AYTMATOV’UN SON KİTABI
Cengiz Aytmatov’un son kitabı “Dağlar Devrildiğinde”. O nereden bilecekti ki son kitap olduğunu… Adındaki heybet bile romanın önemini açıklıyor aslında. Dağların devrilmesi ne demekti? Kitap vahşi bir hayvanın, bir kar parsının başından geçen ibretli maceralarla başlıyor ve “Parsların kendilerine ait farklı bir dünyaları vardır. Onları ancak yüce dağlar eğleyebilir.” deniliyordu. Bu dağlar Tiyanşan dağlarıydı. “Selvi Boylum Al Yazmalım”ın gezdiği dağlar bize hiç de yabancı değillerdi artık. Aytmatov’a göre; “Dağlar ovalara göre daha hür ve derin tefekkürün yapıldığı mekânlardı.”
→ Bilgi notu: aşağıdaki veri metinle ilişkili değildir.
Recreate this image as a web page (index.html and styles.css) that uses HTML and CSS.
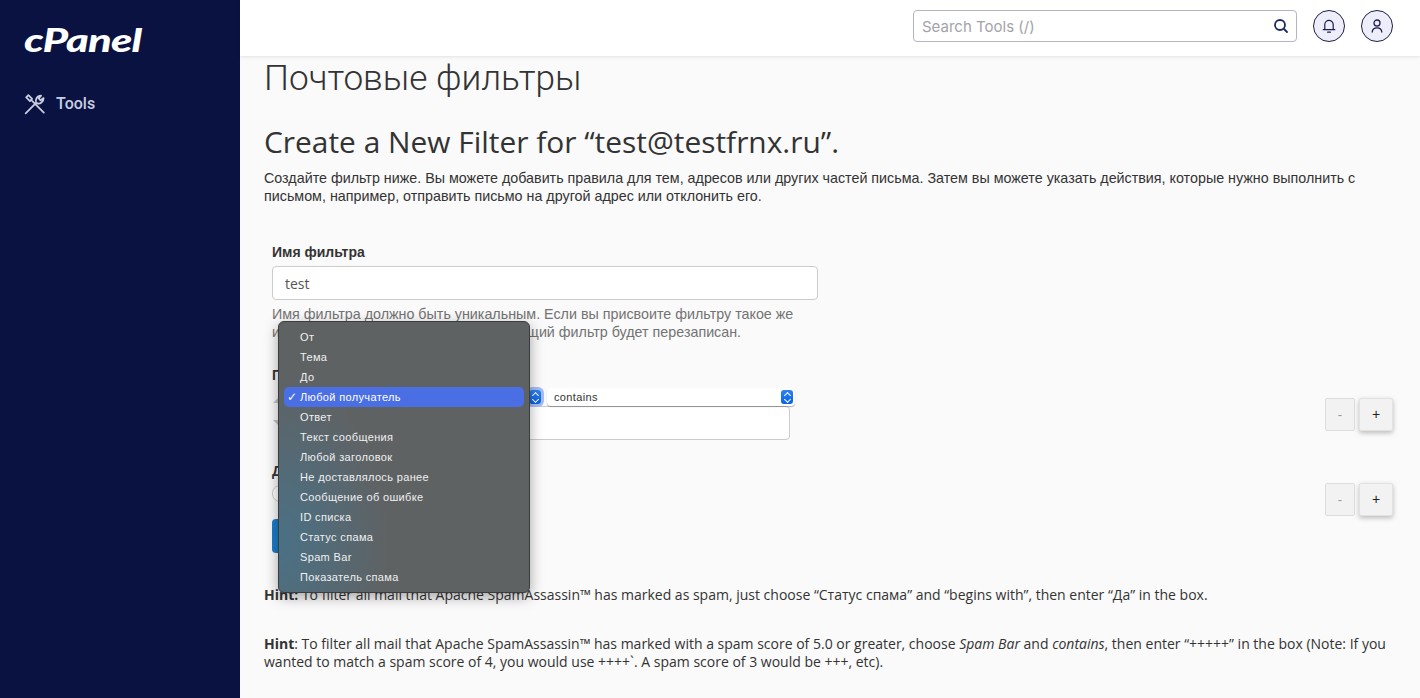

Dünya hırsıyla insanın nasıl canavarlaştığını, fitne ateşinin insanları nasıl yakıp kavurduğunu, yaşadığımız çağın acılarını çok güzel anlatan bir kitap. Kitaplarını okudukça rahmetle anıyoruz seni. Ne güzel söylemişsin son kitabında. Görünüşe bakılırsa dünya yerinde duruyor ama acaba “Düynö ordundabı?” Dünya yerinde mi? diye. Dünya yerinde ama sen yoksun işte…
ELVEDA BÜYÜK USTA !
Cengiz Aytmatov için ne yazsak yarım kalacak, ne desek eksik olacaktır. Senin her veda edişin dokunaklıydı zaten. Ayrılığın burukluğunu seninle tattık. Al yazmalı Asya’ya veda edişin hâlâ hafızalarımızda. Sen de geçtin dünya üzerinden unutulmaz izler bırakarak. Senin de sayılı solukların tükendi sesin kitaplarında çoğalarak. Sana “Elveda!” demek kolay değil. Senin sözlerinle kapatalım veda sahnesini:
“Tiyenşan dağlarına, Isık Göl’e veda ediyorum. Elveda Isık Göl’üm, bitmemiş türküm benim. Mavi dalgalarını, sarı kumlarını yanımda götürmek isterdim ama gücüm yetmez buna… Elveda Asya! Elveda al yazmalım, selvi boylum! Elveda bitmemiş türküm benim!”